In fashion retail, planning promotions in isolation is akin to designing a runway show without backstage coordination — chaotic and costly.

Promotions can account for up to 30-45% of total revenue, especially during peak seasons. Yet McKinsey reports that 58% of promotions fail to break even due to poor execution.

fashion retailers promotions related revenue proportions

Recent industry data reveals that the global apparel market surged to nearly $1.8 trillion in 2024, meaning even a 1% promotion-driven boost can shift fortunes by billions. Best-in-class companies that utilize accurate trade promotion forecasting experience an average 28% gross margin uplift; yet, one-third of brands still rely on spreadsheets or siloed systems.

You’ve seen it before. A killer promotion campaign launches — the ads are slick, influencers are buzzing, customers are hyped, and the demand is real — but the racks are empty. Or worse, overloaded with the wrong sizes after the buzz dies down.

Meanwhile, a Salesforce survey found that 73% of customers expect product availability during promotions, and 69% would switch brands if their desired item is out of stock. 

The culprit? A disconnect between promotion planning and supply chain planning. These two should be fashion BFFs — but too often, they’re more like awkward acquaintances who never text back.

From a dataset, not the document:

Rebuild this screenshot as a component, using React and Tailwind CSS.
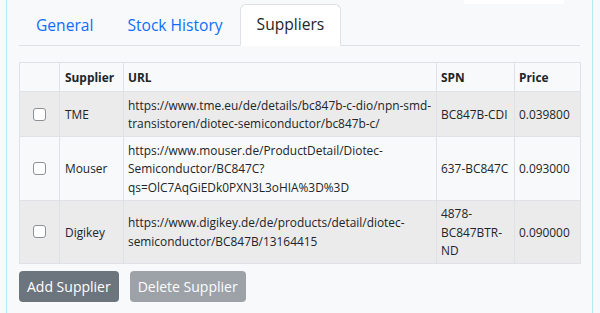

Add to this the increasing unpredictability of global trade, with shifting tariff structures and rising transportation costs, brands can no longer rely on static planning cycles. A promotion that looked profitable two months ago may suddenly be a margin-eater today. Agility in aligning promotional tactics with real-time cost structures and supply chain realities is not just nice to have — it’s essential.

It’s time to bring them together.

Pre-Season Planning: Buy Smarter with a Plan

Retailers who plan promotions in conjunction with pre-season buying decisions create a better alignment between assortment depth, pricing strategy, and inventory placement. By embedding promotional lift forecasts into pre-season planning and buying into hero products with healthy margins to be featured in promotions, businesses can prevent costly over- or under-stocking. Given the recent changes to the tariffs, now planning by sourcing countries becomes an even more critical step to maximize margin. 

This starts with the Merchandise Financial Planning. Having real-time what-if capabilities, along with the ability to simulate different costs and price elasticity models, enables retailers to continuously plan scenarios as market dynamics evolve. However, it is even more impactful to buy the right amount at the option-size level with the promotional lifts built in. Ultimately, that’s what shapes the customer experience and ensures a promotional campaign delivers the expectations of the customers as well as the business. 

In-Season Agility: Execution Matters

Effective in-season campaign execution requires real-time visibility into store- and size-level inventory.
For example, advertising a promotion on denim while stores are missing key sizes creates customer dissatisfaction.

Dynamic replenishment and promotion-aware allocation algorithms allow brands to respond to actual demand to ensure the right sizes are allocated to the right stores to maximize conversion during a promotion. The best part is that all those decisions can be automated, and let the planners focus on new challenges, such as sourcing strategies in light of the fluctuating tariffs. 

Inventory Excellence: What Leaders Are Doing Differently

According to The State of Fashion 2025 by McKinsey, the fashion industry is plagued by both excess inventory and stock-outs. In 2023 alone, between 2.5 and 5 billion items of excess stock were produced, representing $70–140 billion in lost value.

In response, leading retailers are investing in tech-driven, end-to-end planning and rethinking operating models to allow faster reaction times, reducing working capital and improving margins.

Tariff Volatility and Sourcing Shifts: Why Supply Chain Context Matters

Rising trade restrictions — up 5x since 2015 — and logistics disruptions are reshaping global sourcing. Shipping costs between Asia and the US rose 165% in just two months from late 2023 to early 2024. Just when we thought that was bad, the Liberation Day tariff changes came. 

Retailers must now consider not only unit costs but also sourcing risks and lead times and tariff increases. Has anyone been on an apparel earnings call where tariffs were not mentioned? 

When campaign timing collides with delayed shipments or tariff price adjustments, margin erosion becomes inevitable unless supply chain planning is integrated into campaign execution. 

Smarter Tech = Smarter Promotions

Best-in-class retailers link their campaign calendars to planning systems to:

  • Forecast promotion-driven demand both pre-season and in-season
  • Adjust replenishment strategies in real time based on AI-based forecasts that learn from recent trends
  • Prioritize allocation to stores/channels where demand outpaces supply to maximize conversion

AI-driven decision automation and cloud-native supply chain platforms make this integration more feasible and scalable than ever before.

Conclusion

Disconnected campaign planning leads to stock-outs, missed sales, and frustrated customers. Integrated planning ensures that every promotion isn’t just a marketing splash, but a strategic lever for profit.

In 2025 and beyond, fashion’s winners will be those who unite marketing sparkle with supply chain muscle.